Servergy, Inc., has announced the company has joined IBM, Google, Mellanox, NVIDIA, Samsung Electronics, Tyan, and Suzhou PowerCore Technology Company in the OpenPOWER Foundation – an open development alliance that makes IBM's POWER microprocessor architecture available under license. Servergy will collaborate within the Foundation on opportunities leveraging Servergy’s clean and green technology on power architecture with scale-up and scale-out capability for Big Data, caching, streaming, cloud workload, and distributed storage application in data centers.

Servergy joins the OpenPOWER Foundation to help drive industry advancement of high-performance, clean and green Power Architecture in the data center. The company intends to extend its product line by developing future OpenPOWER-compliant systems based on IBM's POWER microprocessors, allowing new levels of performance and capability in Servergy's Cleantech Server class of clean and green Linux on Power System server products.

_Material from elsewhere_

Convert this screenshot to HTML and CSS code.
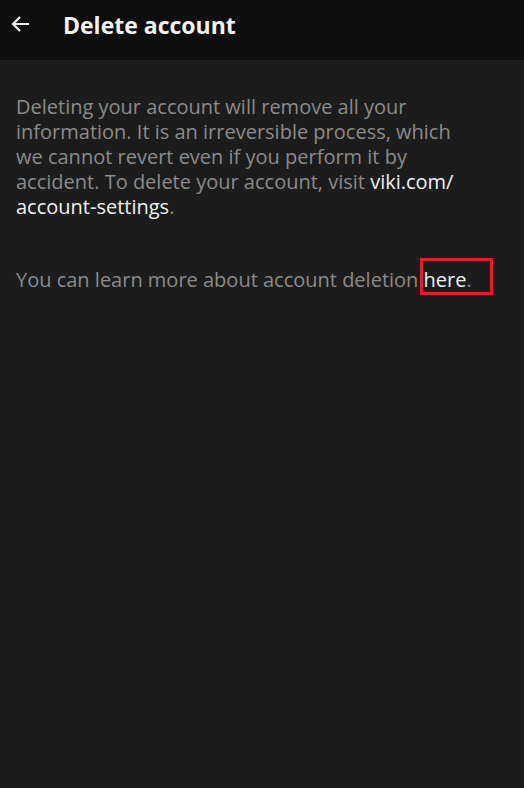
FILE: index.html
```html
<!DOCTYPE html>
<html>
<head>
<meta charset="utf-8">
<link rel="stylesheet" href="styles.css">
</head>
<body>
<header class="appbar">
  <svg class="back" width="24" height="24" viewBox="0 0 24 24"><path d="M20 12H4.5M11 5l-7 7 7 7" fill="none" stroke="#f2f2f2" stroke-width="2.2" stroke-linecap="butt"/></svg>
  <h1 class="title">Delete account</h1>
</header>
<main class="content">
  <p class="para">Deleting your account will remove all your information. It is an irreversible process, which we cannot revert even if you perform it by accident. To delete your account, visit <span class="link">viki.com/<wbr>account&#8209;settings</span>.</p>
  <p class="para">You can learn more about account deletion <span class="link here">here</span>.</p>
</main>
</body>
</html>
```
FILE: styles.css
```css
html, body {
  margin: 0;
  padding: 0;
  background: #1c1c1c;
  height: 100%;
}
body {
  font-family: "Open Sans", "Noto Sans", sans-serif;
}
.appbar {
  height: 60px;
  background: #0e0e0e;
  display: flex;
  align-items: center;
}
.back {
  margin-left: 9px;
  margin-top: -12px;
  width: 24px;
  height: 24px;
}
.title {
  margin: -10px 0 0 30px;
  color: #f4f4f4;
  font-size: 23px;
  font-weight: 700;
}
.content {
  padding: 34px 47px 0 16px;
}
.para {
  margin: 0 0 48px 0;
  color: #8b8b8b;
  font-size: 20px;
  line-height: 25px;
}
.link {
  color: #f2f2f2;
}
.here {
  position: relative;
}
.here::after {
  content: "";
  position: absolute;
  left: -4px;
  top: -8px;
  width: 67px;
  height: 31px;
  border: 3px solid #e31e26;
}
```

“We are proud to be an IBM Business Partner and to join the OpenPOWER Foundation,” said Bill Mapp, Servergy founder, chairman and CEO. “We believe that when people collaborate on the power and potential of open technology in exciting new ways, together we can help change our world. Working with the OpenPOWER Foundation, we’re excited about helping accelerate the velocity of Power architecture innovation."

Servergy’s initial product release in its new Cleantech Server line, the CTS-1000, delivers industry-leading performance-per-watt and extreme-I/O density — literally helping pay for itself. The new class of servers operates with power consumption of around 100 Watts at full load. In addition to reducing power, cooling, space, water, weight and carbon footprints by up to 90% or more, the new systems also have up to 16 times or more the I/O and compute density over traditional server technology. The U.S.-built servers weigh only nine pounds, with a footprint about the size of a legal pad, and pack two 10GbE and two 1GbE ports in each server.

“The collaborative development model of the OpenPOWER Foundation represents a major shift in the way processor technology can be exploited and innovated around for new buyers and markets,” said Doug Balog, general manager, IBM Power Systems. “OpenPOWER Foundation members, such as Servergy, can take the Power architecture and innovate on top of its unique design for emerging Big Data and cloud computing workloads.”